12.5 Check Instrument Validity

12.5.1 Relevance

  • Instruments are weak if those instruments explain little variation in the endogenous variables.
  • Weak instruments lead to
    1. imprecise estimates (higher standard errors)
    2. The asymptotic distribution would deviate from a normal distribution even if we have a large sample.
  • Here is a rule of thumb to check the relevance conditions.
  • Consider the case with one endogenous variable \(X_{1i}\).

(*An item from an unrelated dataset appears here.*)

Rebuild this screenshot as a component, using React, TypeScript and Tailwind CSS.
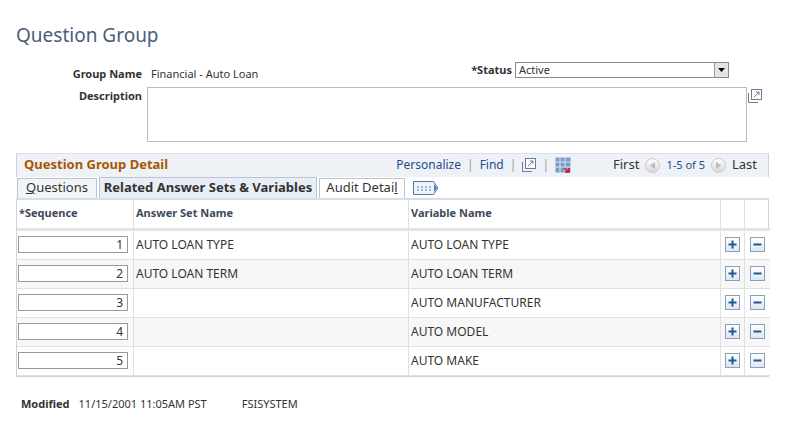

  • The first stage regression
    \[ X_k = \pi_0 + \pi_1 Z_{1i} + \cdots + \pi_M Z_{Mi} + \pi_{M+1} W_{1i} + \cdots + \pi_{M+R} W_{Ri} \]

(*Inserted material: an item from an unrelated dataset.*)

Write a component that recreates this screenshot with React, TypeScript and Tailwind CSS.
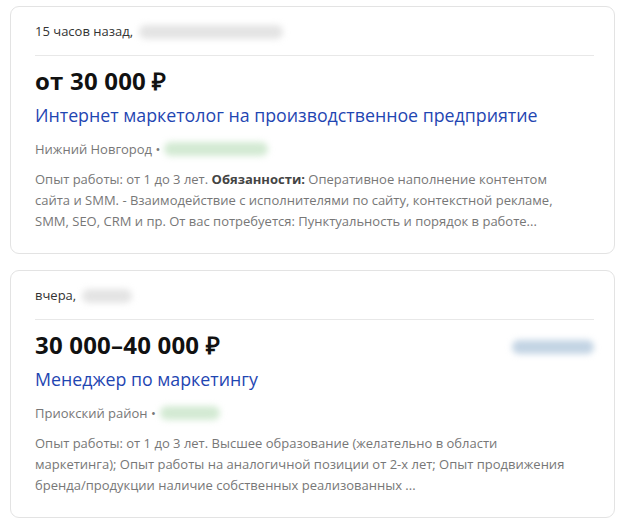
import React from 'react'

type Vacancy = {
  posted: string
  postedBlob: string
  salary: string
  title: string
  place: string
  placeBlob: string
  logoBlob?: boolean
  description: React.ReactNode
}

const vacancies: Vacancy[] = [
  {
    posted: '15 часов назад,',
    postedBlob: 'w-[144px]',
    salary: 'от 30 000 ₽',
    title: 'Интернет маркетолог на производственное предприятие',
    place: 'Нижний Новгород',
    placeBlob: 'w-[104px]',
    description: (
      <>
        Опыт работы: от 1 до 3 лет. <b className="font-bold text-[#444]">Обязанности:</b> Оперативное наполнение контентом
        сайта и SMM. - Взаимодействие с исполнителями по сайту, контекстной рекламе,
        SMM, SEO, CRM и пр. От вас потребуется: Пунктуальность и порядок в работе...
      </>
    ),
  },
  {
    posted: 'вчера,',
    postedBlob: 'w-[50px]',
    salary: '30 000–40 000 ₽',
    title: 'Менеджер по маркетингу',
    place: 'Приокский район',
    placeBlob: 'w-[60px]',
    logoBlob: true,
    description: (
      <>
        Опыт работы: от 1 до 3 лет. Высшее образование (желательно в области
        маркетинга); Опыт работы на аналогичной позиции от 2-х лет; Опыт продвижения
        бренда/продукции наличие собственных реализованных ...
      </>
    ),
  },
]

function Blob({ className }: { className: string }) {
  return <span className={`inline-block h-[14px] rounded-full blur-[3px] ${className}`} />
}

function VacancyCard({ v }: { v: Vacancy }) {
  return (
    <div className="rounded-[9px] border border-[#e3e3e3] bg-white pl-6 pr-5 pt-[14px] pb-[21px]">
      <div className="flex items-center gap-[6px] h-[22px] text-[13px] text-[#333]">
        <span>{v.posted}</span>
        <Blob className={`bg-[#e4e4e4] ${v.postedBlob}`} />
      </div>
      <div className="mt-[12px] border-t border-[#e8e8e8]" />
      <div className="mt-[10px] flex items-center justify-between">
        <div className="text-[24px] leading-[30px] font-bold tracking-[0.2px] text-[#111]">{v.salary}</div>
        {v.logoBlob && <Blob className="w-[82px] bg-[#c3d4e4] mt-[4px]" />}
      </div>
      <div className="mt-[6px] text-[17.8px] leading-[26px] text-[#1f46b2]">{v.title}</div>
      <div className="mt-[11px] flex items-center gap-[4px] text-[13px] leading-[20px] text-[#777]">
        <span>{v.place} •</span>
        <Blob className={`bg-[#d3ead3] ${v.placeBlob}`} />
      </div>
      <p className="mt-[10px] text-[13px] leading-[21px] text-[#777] max-w-[540px]">{v.description}</p>
    </div>
  )
}

export default function App() {
  return (
    <div className="min-h-screen bg-white px-[10px] pt-[6px] pr-[6px] font-['Open_Sans',sans-serif]">
      <div className="flex flex-col gap-[16px]">
        {vacancies.map((v, i) => (
          <VacancyCard key={i} v={v} />
        ))}
      </div>
    </div>
  )
}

  • And test the null hypothesis \[ \begin{aligned} H_0 & : \pi_1 = \cdots = \pi_M = 0 \\ H_1 & : otherwise \end{aligned} \]
    • This is F test (test of joint hypothesis)
  • If we can reject this, we can say no concern for weak instruments.
  • A rule of thumbs is that the F statistic should be larger than 10.
  • 12.5.1 Independence (Instrument exogeneity)

  • Arguing for independence is hard and a key in empirical analysis.
  • Justification of this assumption depends on a context, institutional features, etc…
  • We will see this through examples in the next chapter.